◆ Task ◆
Only the lines from the one containing "Write the React, TypeScript" through the one containing "border-t-[#a0a0a0] border-l-[#a0a0a0] border-b-white" should be duplicated, exactly as they appear. Pictures are to be left out.

◆ Excerpted data ◆

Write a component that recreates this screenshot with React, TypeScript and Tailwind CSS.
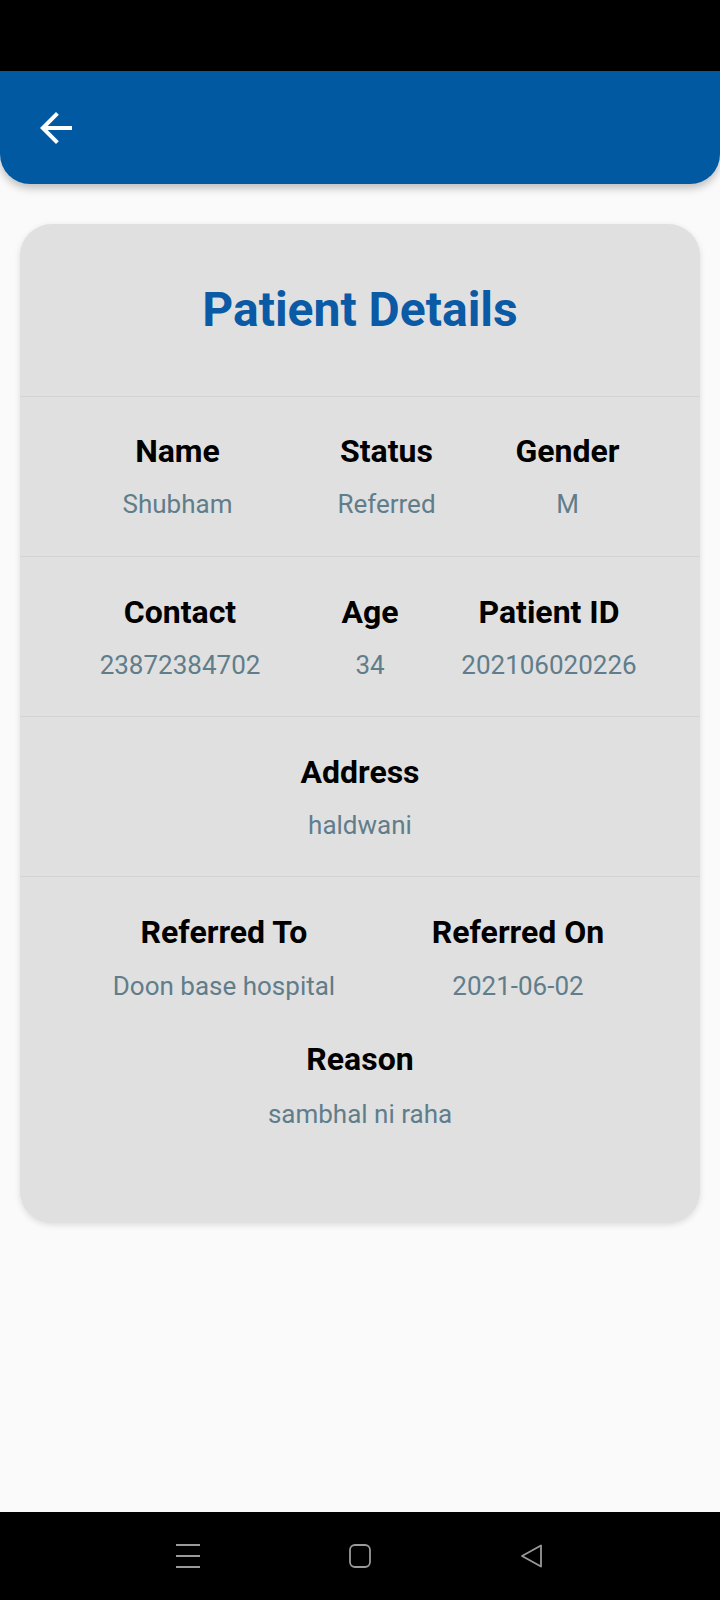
import React from "react";

type Field = { label: string; value: string };

function BackArrow(props: React.SVGProps<SVGSVGElement>) {
  return (
    <svg viewBox="0 0 24 24" fill="currentColor" {...props}>
      <path d="M20 11H7.83l5.59-5.59L12 4l-8 8 8 8 1.41-1.41L7.83 13H20v-2z" />
    </svg>
  );
}

function InfoCell({ label, value, gap = "mt-[18px]" }: Field & { gap?: string }) {
  return (
    <div className="flex flex-col items-center whitespace-nowrap">
      <span className="text-[32px] leading-[38px] font-bold text-black">{label}</span>
      <span className={`${gap} text-[26px] leading-[32px] text-[#607d8b]`}>{value}</span>
    </div>
  );
}

const rowOne: Field[] = [
  { label: "Name", value: "Shubham" },
  { label: "Status", value: "Referred" },
  { label: "Gender", value: "M" },
];

const rowTwo: Field[] = [
  { label: "Contact", value: "23872384702" },
  { label: "Age", value: "34" },
  { label: "Patient ID", value: "202106020226" },
];

export default function App() {
  return (
    <div className="w-[720px] h-[1600px] flex flex-col bg-[#fafafa] font-['Roboto',sans-serif] overflow-hidden">
      {/* status bar */}
      <div className="h-[71px] shrink-0 bg-black" />

      <header className="relative z-10 h-[113px] shrink-0 flex items-center pl-[32px] bg-[#0059a1] rounded-b-[30px] shadow-[0_4px_8px_rgba(0,0,0,0.25)]">
        <BackArrow className="w-[48px] h-[48px] text-white" />
      </header>

      <main className="flex-1 px-[20px] pt-[40px]">
        <div className="rounded-[32px] bg-[#e0e0e0] shadow-[0_2px_6px_rgba(0,0,0,0.12)] h-[999px]">
          <div className="pt-[58px] pb-[58px] flex justify-center">
            <h1 className="text-[48px] leading-[56px] font-bold text-[#0b5aa5]">Patient Details</h1>
          </div>

          <section className="border-t border-[#d3d3d3] pt-[35px] pb-[36px] grid grid-cols-[315px_103px_259px]">
            {rowOne.map((f) => (
              <InfoCell key={f.label} {...f} />
            ))}
          </section>

          <section className="border-t border-[#d3d3d3] pt-[36px] pb-[35px] grid grid-cols-[320px_60px_298px]">
            {rowTwo.map((f) => (
              <InfoCell key={f.label} {...f} />
            ))}
          </section>

          <section className="border-t border-[#d3d3d3] pt-[36px] pb-[35px] flex justify-center">
            <InfoCell label="Address" value="haldwani" />
          </section>

          <section className="border-t border-[#d3d3d3] pt-[36px] flex flex-col">
            <div className="grid grid-cols-[408px_180px]">
              <InfoCell label="Referred To" value="Doon base hospital" gap="mt-[19px]" />
              <InfoCell label="Referred On" value="2021-06-02" gap="mt-[19px]" />
            </div>
            <div className="mt-[38px] flex justify-center">
              <InfoCell label="Reason" value="sambhal ni raha" gap="mt-[20px]" />
            </div>
          </section>
        </div>
      </main>

      {/* system nav bar */}
      <nav className="h-[88px] shrink-0 bg-black flex items-center justify-center gap-[148px]">
        <svg viewBox="0 0 24 24" className="w-[24px] h-[24px] text-[#9a9a9a]" fill="none" stroke="currentColor" strokeWidth="2">
          <path d="M0 1h24M0 12h24M0 23h24" />
        </svg>
        <svg viewBox="0 0 24 24" className="w-[24px] h-[24px] text-[#9a9a9a]" fill="none" stroke="currentColor" strokeWidth="1.8">
          <rect x="2" y="1" width="20" height="22" rx="5" />
        </svg>
        <svg viewBox="0 0 24 24" className="w-[24px] h-[24px] text-[#9a9a9a]" fill="none" stroke="currentColor" strokeWidth="1.8" strokeLinejoin="round">
          <path d="M21 1.5v21L2 12z" />
        </svg>
      </nav>
    </div>
  );
}
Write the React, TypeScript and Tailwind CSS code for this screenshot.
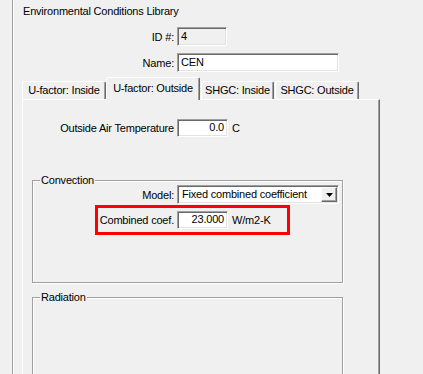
import React from "react";

const sunken =
  "border border-t-[#a0a0a0] border-l-[#a0a0a0] border-b-white border-r-white shadow-[inset_1px_1px_0_#696969,inset_-1px_-1px_0_#e3e3e3]";

function Tab({ label, w, selected, ml }: { label: string; w: string; selected?: boolean; ml?: string }) {
  return (
    <div
      className={`${w} ${ml ?? ""} ${
        selected ? "h-[23px] mb-[-1px] relative z-10 pt-[2px]" : "h-[18px]"
      } bg-[#f0f0f0] border-t border-l border-white border-r border-r-[#696969] shadow-[inset_-1px_0_0_#a0a0a0] rounded-t-[2px] flex items-start justify-center`}
    >
      <span className="leading-[16px] whitespace-nowrap">{label}</span>
    </div>
  );
}

function Group({ label, h, children }: { label: string; h: string; children?: React.ReactNode }) {
  return (
    <div
      className={`relative ml-[9px] w-[311px] ${h} border border-[#a0a0a0] shadow-[inset_1px_1px_0_#fff,1px_1px_0_#fff]`}
    >
      <span className="absolute top-[-8px] left-[7px] px-[1px] bg-[#f0f0f0] leading-[14px] whitespace-nowrap">
        {label}
      </span>
      {children}
    </div>
  );
}

export default function App() {
  return (
    <div className="w-[423px] h-[374px] overflow-hidden bg-[#f0f0f0] text-[11px] text-black font-['Liberation_Sans',Arial,sans-serif] tracking-[-0.2px]">
      <div className="ml-[12px] h-full border-l border-[#a0a0a0] shadow-[inset_1px_0_0_#fff] pl-[9px] pt-[4px]">
        <div className="pl-[1px] h-[14px] leading-[14px] whitespace-nowrap">Environmental Conditions Library</div>

        <div className="mt-[9px] flex items-center">
          <div className="w-[152px] text-right leading-[14px]">ID #:</div>
          <div className={`ml-[3px] w-[50px] h-[19px] bg-[#f0f0f0] ${sunken} pl-[3px] leading-[16px]`}>4</div>
        </div>

        <div className="mt-[7px] flex items-center">
          <div className="w-[152px] text-right leading-[14px]">Name:</div>
          <div className={`ml-[3px] w-[162px] h-[19px] bg-white ${sunken} pl-[3px] leading-[16px]`}>CEN</div>
        </div>

        <div className="mt-[5px] flex items-end h-[22px]">
          <Tab label="U-factor: Inside" w="w-[84px]" />
          <Tab label="U-factor: Outside" w="w-[94px]" selected />
          <Tab label="SHGC: Inside" w="w-[73px]" ml="ml-[1px]" />
          <Tab label="SHGC: Outside" w="w-[84px]" ml="ml-[1px]" />
        </div>

        <div className="w-[358px] h-[300px] border-t border-l border-white border-r border-r-[#696969] shadow-[inset_-1px_0_0_#a0a0a0]">
          <div className="mt-[19px] flex items-center">
            <div className="w-[151px] text-right leading-[14px] whitespace-nowrap">Outside Air Temperature</div>
            <div className={`ml-[3px] w-[51px] h-[18px] bg-white ${sunken} pr-[3px] text-right leading-[15px]`}>0.0</div>
            <div className="ml-[4px] leading-[14px]">C</div>
          </div>

          <div className="mt-[43px]">
            <Group label="Convection" h="h-[103px]">
              <div className="mt-[4px] flex items-center">
                <div className="w-[141px] text-right leading-[14px]">Model:</div>
                <div className={`ml-[3px] w-[162px] h-[19px] bg-white ${sunken} flex items-stretch p-[1px]`}>
                  <div className="flex-1 pl-[3px] leading-[15px] whitespace-nowrap overflow-hidden">
                    Fixed combined coefficient
                  </div>
                  <div className="w-[16px] bg-[#f0f0f0] border border-t-white border-l-white border-b-[#696969] border-r-[#696969] shadow-[inset_-1px_-1px_0_#a0a0a0] flex items-center justify-center">
                    <svg width="7" height="4" viewBox="0 0 7 4">
                      <path d="M0 0H7L3.5 4Z" fill="#000" />
                    </svg>
                  </div>
                </div>
              </div>

              <div className="mt-[1px] ml-[62px] w-[195px] h-[30px] border-[3px] border-[#ff0000] flex items-center">
                <div className="w-[76px] text-right leading-[14px] whitespace-nowrap">Combined coef.</div>
                <div className={`ml-[3px] w-[51px] h-[18px] bg-white ${sunken} pr-[3px] text-right leading-[15px]`}>23.000</div>
                <div className="ml-[4px] leading-[14px] whitespace-nowrap">W/m2-K</div>
              </div>
            </Group>
          </div>

          <div className="mt-[14px]">
            <Group label="Radiation" h="h-[200px]" />
          </div>
        </div>
      </div>
    </div>
  );
}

◆ Result ◆
Write the React, TypeScript and Tailwind CSS code for this screenshot.
import React from "react";

const sunken =
  "border border-t-[#a0a0a0] border-l-[#a0a0a0] border-b-white border-r-white shadow-[inset_1px_1px_0_#696969,inset_-1px_-1px_0_#e3e3e3]";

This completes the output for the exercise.